Collagen Skin Care Credibility

Today, skin care has become increasingly more popular in the beauty market. Places like Sephora and Ulta carry many brands and trends that follow what is popular while also carrying items that have affordable prices, high end prices, and/or attractive packaging. For example, Korean Beauty, better known as K Beauty, has become overwhelmingly popular in the United States. That being said, an ongoing trend of skin care claiming to contain collagen to promote skin quality and “bounce” has been in the market, driving sales for both men and women. Considering that collagen is naturally made in our bodies, how does putting skin care products with collagen on the surface of our skin help (if they even help at all)? Moreover, what is the difference between our own self made collagen compared to the ones in beauty products?

What is collagen exactly? Collagen is one of the most important proteins that our body produces in order to help it stay intact (Cobb, 2017). It is our biological “glue”. This form of collagen is best known as endogenous collagen which is best defined as collagen that is naturally made by one’s body (Cobb, 2017). It can be found in all parts of the body and is most observed in the bones, skin, and muscles (Goddard, 2018). Aside from “gluing” the body together, collagen also promotes new skin formation and recovery when the organism sustains an injury  (Cobb, 2017). There are about sixteen forms of collagen and they all have unique functions that helps the organism function best (Cobb, 2017).

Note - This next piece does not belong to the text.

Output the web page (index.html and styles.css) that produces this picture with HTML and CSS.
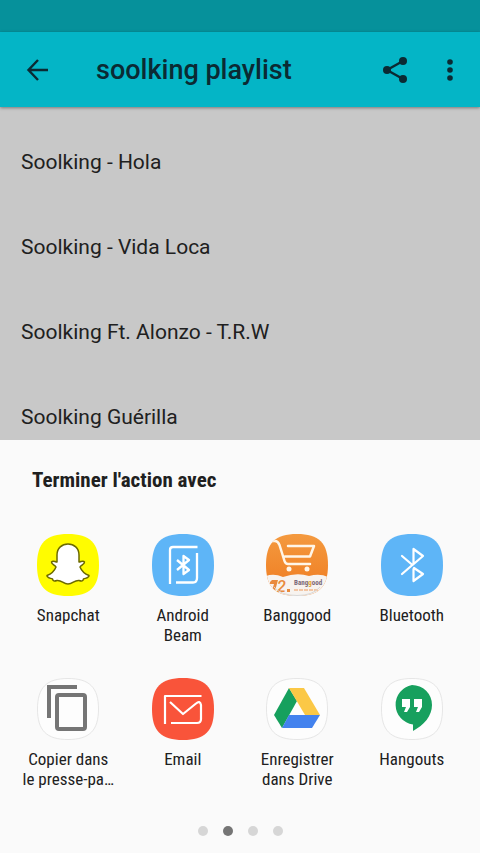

Structures of proteins tend to look messy and this applies to collagen as well. Collagen proteins are typically packed into long fibrils (Cobb, 2017). This means that many little proteins come together and condense to form a long strand. This long strand will then further condense with other collagen strands by wrapping to form a fibril. While to the naked eye this protein fibril is extremely small and is unable to be detected unless with special equipment, it is essentially large to our body in terms of the cellular world.   

Considering that collagen is so important to us, why is collagen in skin care under skepticism? The collagen that is seen in skin care is typically synthetic collagen. This form of collagen is called exogenous collagen (Cobb, 2017). Typically, such skin care products can be purchased in drugstores and beauty stores without any prescription. Because these products are so widely sold, do they really work?

To better understand how they would work, the natural characteristic of skin and cells should be elaborated. Skin is made up of tissue which are made up with very tiny cells. Cells are the base to all living organisms. This includes bacteria, plants, fungi, animals, and humans. Human cells are actually categorized under animal cells. Animal cells do not have a cell wall. A cell wall is usually a steady outer covering that protects the whole cell. Cells with cell walls also have a cell membrane which is a delicate but protective layer found surrounding organelles (mini parts of the cell) and holding the cell together. All cells without a cell wall still have a cell membrane. Bacteria and plant cells have cell walls. Fungi may or may not have cell walls as it depends on the type of fungus. Animal cells however, do not have cell walls and therefore only have cell membranes as their most outer coverings. Cell membranes are semipermeable which means they allow certain molecules into the cell and others are blocked off. Examples of molecules that often enter and leave your cells are water and salt. This acts as protection so that no pathogens or large molecules can randomly enter the cell without proper selection first.

As a refresher, exogenous collagen is synthetic or obtained from other organisms (most popular one  are pigs). Collagen in general are large fibril molecules and therefore cannot enter nor leave the cell due to the cell’s semipermeable membrane. Due to this, applying collagen onto the face does no favor to the individual as the collagen molecules are too large to even be absorbed into the skin. To further look into this, several MDs and PhDs conducted extensive research on collagen used in beauty products where they utilized rats to tests collagen skin care (Aust et al., 2008). After, they observed for changes in the epidermis, melanocytes (proteins that create melanin in skin), and pigmentation markers (Aust et al., 2008). In short, only the pigmentation markers were seen to increase but everything else stayed about the same. The research team concluded, then, that collagen therapy is not very successful (Aust et al., 2008).

References:

Aust, M., Reimers, K., Repenning, C., Stahl, F., Jahn, S., & Guggenheim, M. et al. (2008). Percutaneous Collagen Induction: Minimally Invasive Skin Rejuvenation without Risk of Hyperpigmentation—Fact or Fiction? Plastic And Reconstructive Surgery, 122(5), 1553-1563. doi: 10.1097/prs.0b013e318188245e

Cynthia Cobb, A. (2017). Collagen: What is it and what are its uses?. Retrieved from https://www.medicalnewstoday.com/articles/262881.php

Goddard, S. (2018). Will taking collagen supplements *really* make you look younger?. Retrieved from https://www.netdoctor.co.uk/beauty/skincare/a29497/do-collagen-supplements-work/

Swatschek, D., Schatton, W., Kellermann, J., Müller, W. E., & Kreuter, J. (2002). Marine sponge collagen: isolation, characterization and effects on the skin parameters surface-pH, moisture and sebum. European Journal of Pharmaceutics and Biopharmaceutics, 53(1), 107-113.